### Work instructions:
Set down the full listing exactly as given. Any pictures are to be left out.

### Source excerpt:

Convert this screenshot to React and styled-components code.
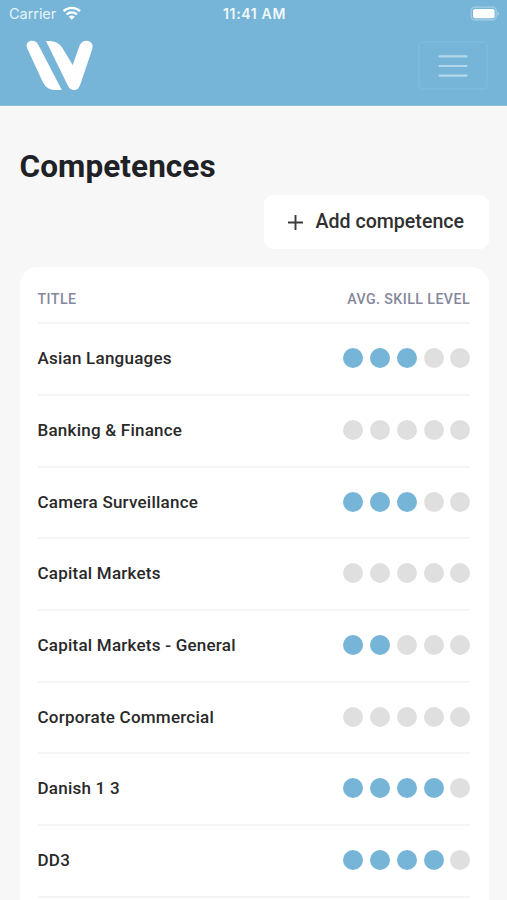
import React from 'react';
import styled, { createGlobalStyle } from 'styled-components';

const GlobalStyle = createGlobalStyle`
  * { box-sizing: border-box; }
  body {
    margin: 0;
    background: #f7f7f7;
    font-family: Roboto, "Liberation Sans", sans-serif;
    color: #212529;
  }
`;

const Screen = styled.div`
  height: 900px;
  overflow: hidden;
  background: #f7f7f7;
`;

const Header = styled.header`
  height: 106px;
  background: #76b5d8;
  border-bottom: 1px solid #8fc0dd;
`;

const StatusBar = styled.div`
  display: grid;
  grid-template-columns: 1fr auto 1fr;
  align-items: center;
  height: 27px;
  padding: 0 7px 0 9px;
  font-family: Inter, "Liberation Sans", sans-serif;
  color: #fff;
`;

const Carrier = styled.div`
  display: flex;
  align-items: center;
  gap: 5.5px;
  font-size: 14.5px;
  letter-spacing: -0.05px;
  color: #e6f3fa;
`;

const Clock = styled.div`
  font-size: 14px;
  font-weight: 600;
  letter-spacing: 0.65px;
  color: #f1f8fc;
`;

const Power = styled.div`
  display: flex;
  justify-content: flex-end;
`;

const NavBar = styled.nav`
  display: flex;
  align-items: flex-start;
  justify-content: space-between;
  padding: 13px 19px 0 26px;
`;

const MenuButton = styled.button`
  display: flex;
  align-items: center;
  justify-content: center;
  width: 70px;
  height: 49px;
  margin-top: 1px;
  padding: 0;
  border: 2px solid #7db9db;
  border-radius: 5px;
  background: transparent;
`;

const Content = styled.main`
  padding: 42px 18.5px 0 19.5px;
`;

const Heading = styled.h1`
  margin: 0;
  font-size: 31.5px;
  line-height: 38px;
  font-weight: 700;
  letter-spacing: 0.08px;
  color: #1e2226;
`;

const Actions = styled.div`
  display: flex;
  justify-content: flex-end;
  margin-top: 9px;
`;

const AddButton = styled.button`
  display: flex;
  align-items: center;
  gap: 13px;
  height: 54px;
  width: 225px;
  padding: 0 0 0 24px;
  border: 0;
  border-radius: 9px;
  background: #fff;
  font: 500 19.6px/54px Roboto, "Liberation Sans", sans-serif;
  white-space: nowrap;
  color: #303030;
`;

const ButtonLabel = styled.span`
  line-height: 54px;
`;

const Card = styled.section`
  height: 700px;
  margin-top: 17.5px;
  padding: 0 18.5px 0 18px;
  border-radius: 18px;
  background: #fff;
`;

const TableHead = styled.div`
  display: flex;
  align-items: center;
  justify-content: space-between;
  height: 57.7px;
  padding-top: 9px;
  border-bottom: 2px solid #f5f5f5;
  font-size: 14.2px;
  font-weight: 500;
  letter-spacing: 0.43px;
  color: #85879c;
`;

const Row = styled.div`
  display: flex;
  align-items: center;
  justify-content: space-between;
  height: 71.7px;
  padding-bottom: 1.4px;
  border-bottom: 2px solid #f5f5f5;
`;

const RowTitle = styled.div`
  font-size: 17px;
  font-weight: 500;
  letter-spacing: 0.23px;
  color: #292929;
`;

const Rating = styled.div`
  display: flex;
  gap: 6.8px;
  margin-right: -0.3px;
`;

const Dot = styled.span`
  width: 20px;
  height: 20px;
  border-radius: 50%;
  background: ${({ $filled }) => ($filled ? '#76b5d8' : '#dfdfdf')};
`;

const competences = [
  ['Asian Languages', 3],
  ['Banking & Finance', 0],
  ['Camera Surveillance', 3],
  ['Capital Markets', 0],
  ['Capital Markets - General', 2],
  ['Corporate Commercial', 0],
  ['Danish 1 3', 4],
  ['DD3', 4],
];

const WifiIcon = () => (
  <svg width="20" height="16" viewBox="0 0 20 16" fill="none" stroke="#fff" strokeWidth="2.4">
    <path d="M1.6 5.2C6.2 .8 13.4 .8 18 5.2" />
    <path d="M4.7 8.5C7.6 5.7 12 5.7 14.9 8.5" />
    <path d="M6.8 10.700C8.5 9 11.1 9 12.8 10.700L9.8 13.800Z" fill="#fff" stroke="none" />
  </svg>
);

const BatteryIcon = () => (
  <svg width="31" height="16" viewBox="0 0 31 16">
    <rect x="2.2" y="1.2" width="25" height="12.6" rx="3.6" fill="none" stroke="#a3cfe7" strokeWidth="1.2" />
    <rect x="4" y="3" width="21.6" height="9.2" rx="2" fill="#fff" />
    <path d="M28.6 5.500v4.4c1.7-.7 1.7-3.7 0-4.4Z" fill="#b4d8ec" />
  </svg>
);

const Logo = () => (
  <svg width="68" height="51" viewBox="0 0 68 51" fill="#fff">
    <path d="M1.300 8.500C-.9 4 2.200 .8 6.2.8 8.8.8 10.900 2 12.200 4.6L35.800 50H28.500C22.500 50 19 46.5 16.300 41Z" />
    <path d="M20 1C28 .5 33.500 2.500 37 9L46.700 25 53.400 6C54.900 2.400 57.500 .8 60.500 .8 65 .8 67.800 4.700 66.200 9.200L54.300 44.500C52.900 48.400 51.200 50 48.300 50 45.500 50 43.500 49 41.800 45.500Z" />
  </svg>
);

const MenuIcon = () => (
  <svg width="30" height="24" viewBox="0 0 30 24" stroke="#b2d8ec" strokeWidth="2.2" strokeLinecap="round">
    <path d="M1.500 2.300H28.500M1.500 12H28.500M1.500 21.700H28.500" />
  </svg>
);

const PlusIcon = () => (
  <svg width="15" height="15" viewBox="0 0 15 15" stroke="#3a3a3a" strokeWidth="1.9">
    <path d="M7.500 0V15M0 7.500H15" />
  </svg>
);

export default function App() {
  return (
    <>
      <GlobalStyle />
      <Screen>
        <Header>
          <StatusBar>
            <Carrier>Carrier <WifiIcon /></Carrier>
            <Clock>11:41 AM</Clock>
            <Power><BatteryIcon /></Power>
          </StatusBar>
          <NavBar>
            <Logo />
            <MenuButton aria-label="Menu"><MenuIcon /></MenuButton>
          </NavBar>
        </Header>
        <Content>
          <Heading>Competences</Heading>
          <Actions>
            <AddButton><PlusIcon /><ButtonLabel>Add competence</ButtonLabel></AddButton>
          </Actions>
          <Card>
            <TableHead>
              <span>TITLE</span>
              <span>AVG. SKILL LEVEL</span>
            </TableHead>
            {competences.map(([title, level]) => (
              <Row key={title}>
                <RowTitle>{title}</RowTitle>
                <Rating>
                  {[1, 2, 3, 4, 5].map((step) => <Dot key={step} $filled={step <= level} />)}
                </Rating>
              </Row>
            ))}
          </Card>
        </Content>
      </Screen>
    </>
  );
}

### Result of the exercise:
Convert this screenshot to React and styled-components code.
import React from 'react';
import styled, { createGlobalStyle } from 'styled-components';

const GlobalStyle = createGlobalStyle`
  * { box-sizing: border-box; }
  body {
    margin: 0;
    background: #f7f7f7;
    font-family: Roboto, "Liberation Sans", sans-serif;
    color: #212529;
  }
`;

const Screen = styled.div`
  height: 900px;
  overflow: hidden;
  background: #f7f7f7;
`;

const Header = styled.header`
  height: 106px;
  background: #76b5d8;
  border-bottom: 1px solid #8fc0dd;
`;

const StatusBar = styled.div`
  display: grid;
  grid-template-columns: 1fr auto 1fr;
  align-items: center;
  height: 27px;
  padding: 0 7px 0 9px;
  font-family: Inter, "Liberation Sans", sans-serif;
  color: #fff;
`;

const Carrier = styled.div`
  display: flex;
  align-items: center;
  gap: 5.5px;
  font-size: 14.5px;
  letter-spacing: -0.05px;
  color: #e6f3fa;
`;

const Clock = styled.div`
  font-size: 14px;
  font-weight: 600;
  letter-spacing: 0.65px;
  color: #f1f8fc;
`;

const Power = styled.div`
  display: flex;
  justify-content: flex-end;
`;

const NavBar = styled.nav`
  display: flex;
  align-items: flex-start;
  justify-content: space-between;
  padding: 13px 19px 0 26px;
`;

const MenuButton = styled.button`
  display: flex;
  align-items: center;
  justify-content: center;
  width: 70px;
  height: 49px;
  margin-top: 1px;
  padding: 0;
  border: 2px solid #7db9db;
  border-radius: 5px;
  background: transparent;
`;

const Content = styled.main`
  padding: 42px 18.5px 0 19.5px;
`;

const Heading = styled.h1`
  margin: 0;
  font-size: 31.5px;
  line-height: 38px;
  font-weight: 700;
  letter-spacing: 0.08px;
  color: #1e2226;
`;

const Actions = styled.div`
  display: flex;
  justify-content: flex-end;
  margin-top: 9px;
`;

const AddButton = styled.button`
  display: flex;
  align-items: center;
  gap: 13px;
  height: 54px;
  width: 225px;
  padding: 0 0 0 24px;
  border: 0;
  border-radius: 9px;
  background: #fff;
  font: 500 19.6px/54px Roboto, "Liberation Sans", sans-serif;
  white-space: nowrap;
  color: #303030;
`;

const ButtonLabel = styled.span`
  line-height: 54px;
`;

const Card = styled.section`
  height: 700px;
  margin-top: 17.5px;
  padding: 0 18.5px 0 18px;
  border-radius: 18px;
  background: #fff;
`;

const TableHead = styled.div`
  display: flex;
  align-items: center;
  justify-content: space-between;
  height: 57.7px;
  padding-top: 9px;
  border-bottom: 2px solid #f5f5f5;
  font-size: 14.2px;
  font-weight: 500;
  letter-spacing: 0.43px;
  color: #85879c;
`;

const Row = styled.div`
  display: flex;
  align-items: center;
  justify-content: space-between;
  height: 71.7px;
  padding-bottom: 1.4px;
  border-bottom: 2px solid #f5f5f5;
`;

const RowTitle = styled.div`
  font-size: 17px;
  font-weight: 500;
  letter-spacing: 0.23px;
  color: #292929;
`;

const Rating = styled.div`
  display: flex;
  gap: 6.8px;
  margin-right: -0.3px;
`;

const Dot = styled.span`
  width: 20px;
  height: 20px;
  border-radius: 50%;
  background: ${({ $filled }) => ($filled ? '#76b5d8' : '#dfdfdf')};
`;

const competences = [
  ['Asian Languages', 3],
  ['Banking & Finance', 0],
  ['Camera Surveillance', 3],
  ['Capital Markets', 0],
  ['Capital Markets - General', 2],
  ['Corporate Commercial', 0],
  ['Danish 1 3', 4],
  ['DD3', 4],
];

const WifiIcon = () => (
  <svg width="20" height="16" viewBox="0 0 20 16" fill="none" stroke="#fff" strokeWidth="2.4">
    <path d="M1.6 5.2C6.2 .8 13.4 .8 18 5.2" />
    <path d="M4.7 8.5C7.6 5.7 12 5.7 14.9 8.5" />
    <path d="M6.8 10.700C8.5 9 11.1 9 12.8 10.700L9.8 13.800Z" fill="#fff" stroke="none" />
  </svg>
);

const BatteryIcon = () => (
  <svg width="31" height="16" viewBox="0 0 31 16">
    <rect x="2.2" y="1.2" width="25" height="12.6" rx="3.6" fill="none" stroke="#a3cfe7" strokeWidth="1.2" />
    <rect x="4" y="3" width="21.6" height="9.2" rx="2" fill="#fff" />
    <path d="M28.6 5.500v4.4c1.7-.7 1.7-3.7 0-4.4Z" fill="#b4d8ec" />
  </svg>
);

const Logo = () => (
  <svg width="68" height="51" viewBox="0 0 68 51" fill="#fff">
    <path d="M1.300 8.500C-.9 4 2.200 .8 6.2.8 8.8.8 10.900 2 12.200 4.6L35.800 50H28.500C22.500 50 19 46.5 16.300 41Z" />
    <path d="M20 1C28 .5 33.500 2.500 37 9L46.700 25 53.400 6C54.900 2.400 57.500 .8 60.500 .8 65 .8 67.800 4.700 66.200 9.200L54.300 44.500C52.900 48.400 51.200 50 48.300 50 45.500 50 43.500 49 41.800 45.500Z" />
  </svg>
);

const MenuIcon = () => (
  <svg width="30" height="24" viewBox="0 0 30 24" stroke="#b2d8ec" strokeWidth="2.2" strokeLinecap="round">
    <path d="M1.500 2.300H28.500M1.500 12H28.500M1.500 21.700H28.500" />
  </svg>
);

const PlusIcon = () => (
  <svg width="15" height="15" viewBox="0 0 15 15" stroke="#3a3a3a" strokeWidth="1.9">
    <path d="M7.500 0V15M0 7.500H15" />
  </svg>
);

export default function App() {
  return (
    <>
      <GlobalStyle />
      <Screen>
        <Header>
          <StatusBar>
            <Carrier>Carrier <WifiIcon /></Carrier>
            <Clock>11:41 AM</Clock>
            <Power><BatteryIcon /></Power>
          </StatusBar>
          <NavBar>
            <Logo />
            <MenuButton aria-label="Menu"><MenuIcon /></MenuButton>
          </NavBar>
        </Header>
        <Content>
          <Heading>Competences</Heading>
          <Actions>
            <AddButton><PlusIcon /><ButtonLabel>Add competence</ButtonLabel></AddButton>
          </Actions>
          <Card>
            <TableHead>
              <span>TITLE</span>
              <span>AVG. SKILL LEVEL</span>
            </TableHead>
            {competences.map(([title, level]) => (
              <Row key={title}>
                <RowTitle>{title}</RowTitle>
                <Rating>
                  {[1, 2, 3, 4, 5].map((step) => <Dot key={step} $filled={step <= level} />)}
                </Rating>
              </Row>
            ))}
          </Card>
        </Content>
      </Screen>
    </>
  );
}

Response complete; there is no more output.